Are smartwatches winding down?

With the coming destruction of Pebble and the announcement by Motorola that it doesn’t “see enough pull in the market to put [a new smartwatch] out at this time,” you would be excused for thinking the smartwatch world is contracting. This is correct, but this is not the end of for wearables.

Apple sold 1.1 million Apple Watches in 2016, 73% less than it sold in 2015. The numbers are still out for 2017 but we will probably see similar numbers – a nice bump at the beginning of the year for holiday season and a steady decline until the next new model appears. The same can be said of Android Wear devices – early excitement that falls to a low boil by the end of the year.

There are a few factors at work and they aren’t good for folks who wanted to sell millions of smartwatches a year. First, smartwatches are implicitly polarizing. Unlike a phone, a watch is more an accessory and then an electronics device. It is immediately visible and is usually prominently displayed. It is, in short, a piece of jewelry, albeit imbued with smarts. Therefore the impetus to buy a smartwatch or other wearable is a far different impetus than the one that drives cellphone or laptop purchases. When a customer approaches an Apple Watch or a Samsung Gear the question is not whether this device is better than the closest alternative but whether this device will go with their wardrobe.
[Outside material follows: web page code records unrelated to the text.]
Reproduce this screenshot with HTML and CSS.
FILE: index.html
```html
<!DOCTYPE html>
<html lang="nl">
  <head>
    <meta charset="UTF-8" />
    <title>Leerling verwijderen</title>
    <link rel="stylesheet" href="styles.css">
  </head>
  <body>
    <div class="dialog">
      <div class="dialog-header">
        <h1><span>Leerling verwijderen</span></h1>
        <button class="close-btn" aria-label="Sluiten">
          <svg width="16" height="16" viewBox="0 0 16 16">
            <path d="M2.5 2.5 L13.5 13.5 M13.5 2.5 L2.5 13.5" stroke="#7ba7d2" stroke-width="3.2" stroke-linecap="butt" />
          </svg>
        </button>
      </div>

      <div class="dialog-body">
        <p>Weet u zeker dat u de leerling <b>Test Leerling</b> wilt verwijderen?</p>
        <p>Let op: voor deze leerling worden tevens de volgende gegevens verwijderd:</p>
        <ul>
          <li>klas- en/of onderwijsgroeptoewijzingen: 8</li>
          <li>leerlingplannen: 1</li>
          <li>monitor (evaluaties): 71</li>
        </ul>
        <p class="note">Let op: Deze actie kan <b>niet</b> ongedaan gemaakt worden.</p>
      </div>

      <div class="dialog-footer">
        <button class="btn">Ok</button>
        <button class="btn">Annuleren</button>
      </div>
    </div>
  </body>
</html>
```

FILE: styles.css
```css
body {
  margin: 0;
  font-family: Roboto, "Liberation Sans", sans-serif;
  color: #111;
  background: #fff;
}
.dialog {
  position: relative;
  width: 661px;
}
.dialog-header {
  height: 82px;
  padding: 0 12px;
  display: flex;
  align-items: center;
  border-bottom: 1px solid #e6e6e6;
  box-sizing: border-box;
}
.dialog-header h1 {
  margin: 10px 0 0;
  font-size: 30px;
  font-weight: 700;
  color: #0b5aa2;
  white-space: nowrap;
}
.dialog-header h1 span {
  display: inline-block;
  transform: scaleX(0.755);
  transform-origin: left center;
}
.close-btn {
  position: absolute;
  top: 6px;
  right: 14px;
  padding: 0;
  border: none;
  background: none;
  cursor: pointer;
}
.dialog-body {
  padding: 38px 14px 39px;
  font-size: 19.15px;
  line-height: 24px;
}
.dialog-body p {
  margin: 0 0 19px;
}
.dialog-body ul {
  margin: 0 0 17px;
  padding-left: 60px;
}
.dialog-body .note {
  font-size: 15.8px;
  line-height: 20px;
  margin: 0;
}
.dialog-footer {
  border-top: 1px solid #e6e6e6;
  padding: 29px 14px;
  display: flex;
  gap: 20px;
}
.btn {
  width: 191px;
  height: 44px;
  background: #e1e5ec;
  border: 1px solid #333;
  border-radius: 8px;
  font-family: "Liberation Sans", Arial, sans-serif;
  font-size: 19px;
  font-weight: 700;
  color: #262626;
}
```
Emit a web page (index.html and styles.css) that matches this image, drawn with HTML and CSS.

The second problem is more vexing. Watches, unlike phones, are rarely upgraded. A watch is supposed to be an heirloom and the only way to encourage multiple purchases is to price them at far lower than a traditional watch – a near impossibility – or make them last a lot longer. This is a generational problem, obviously, but one that will stymie smartwatch sales for years.

Therefore a customer doesn’t need a smartwatch and often doesn’t want one and when she has one there is no reason to buy a new one. Pebble tried to differentiate by focusing on a very specific market, create a few very different models, and still they found their market was too small. Apple tried the luxury route and they were roundly jeered. And Android gave its technology to everyone and the result was a glut of me-too devices that were clones of each other. No one clear winner has appeared and I doubt there will be one in this decade.

So what happens next?

Everyone’s best guess is that the fashion watch brands – Swatch, Burberry, Casio, Seiko, and the like – will bring their long experience in making watches people actually want to buy to the smartwatch world. That they haven’t done this yet is a testament to their absolute incompetence. The industry, long focused on selling cheap watches for lots of money can’t sell expensive watches for very little profit. Companies like Skagen are doing the right thing by selling very minimalist but mobile-connected devices aimed at taking down Fitbit and other health-focused wearables. This won’t last long. Down the line, as Google and Apple figure out why users truly want wearables and new use cases appear, the watchmakers might be able to tag along but don’t bet on it.

I personally think the wearable will disappear. As interaction paradigms shift towards voice and motion control we can expect to see devices that are always listening to us and following us in the real world, reading vital signs and telling us important data on the go. I imagine an Alexa-like device that sits in our ears and whispers advice on getting through the day – “Turn left ahead,” “Your coffee order is ready,” “That person you’re talking to is named Joe and you met him last week.” – a sort of aural assistant that is always on. Why can’t we use a watch? A watch is essentially too far from our best sense organs to be of any use in this case.

That doesn’t mean I’ll throw away my Seiko or Omega or Rolex and neither will you. But it does mean we’ll probably stop buying smartwatches.

Smartwatches are interstitial. Watches, on the other hand, will always be with us but in their original form – as a tool and a bit of ostentation. I doubt anything, Apple Watch included, will survive the next decade as a viable product, especially as smaller devices can become smarter and more connected. Long live the watch but say adieu to the smartwatch.